Bacon had possessed such a luminous mind and was so revered as one of the great thinkers of the 17th century that all sorts of weird and wonderful theories sprang up concerning him in subsequent centuries. The most infamous of these, the Baconian theory, which began to circulate in 1785, is that Bacon was really William Shakespeare, a claim dismissed by serious historians.

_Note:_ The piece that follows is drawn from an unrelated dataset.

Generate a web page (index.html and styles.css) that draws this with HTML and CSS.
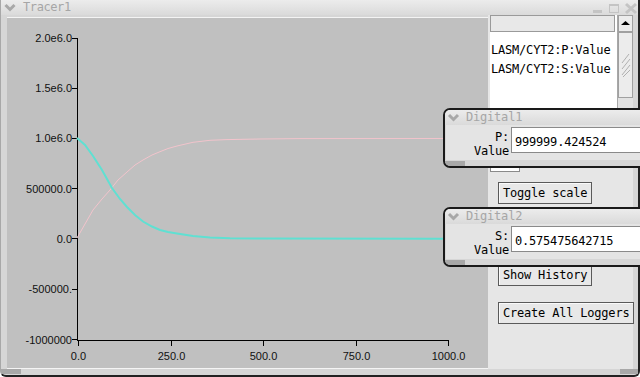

It is his approach to science that really ensured Bacon's work lived on. Bacon's ideal of an institution that brought together great minds and promoted scientific research, his Salomon's House in New Atlantis, became a reality with the foundation of the Royal Society in London in 1662. The founding fellows of this society certainly credited Bacon with the idea, and they were keen to follow his principles of scientific method and his emphasis on sharing and communicating scientific data and results. Into this learned society's midst sprang Isaac Newton (1642-1727), who ultimately became a long-serving president. Newton was perhaps the greatest of all scientists. He took Bacon's approach, threw in mathematics, and came up with laws of nature like his universal law of gravity. Bacon would have admired Newton's laws since they sought to explain observable phenomena but not waste time speculating on the unknowable, that is, why they were there in the first place. Laws are not causes; they are descriptions that can be used to explain and predict phenomena. With Newton's work, science, as Bacon had envisaged it half a century before, was finally born.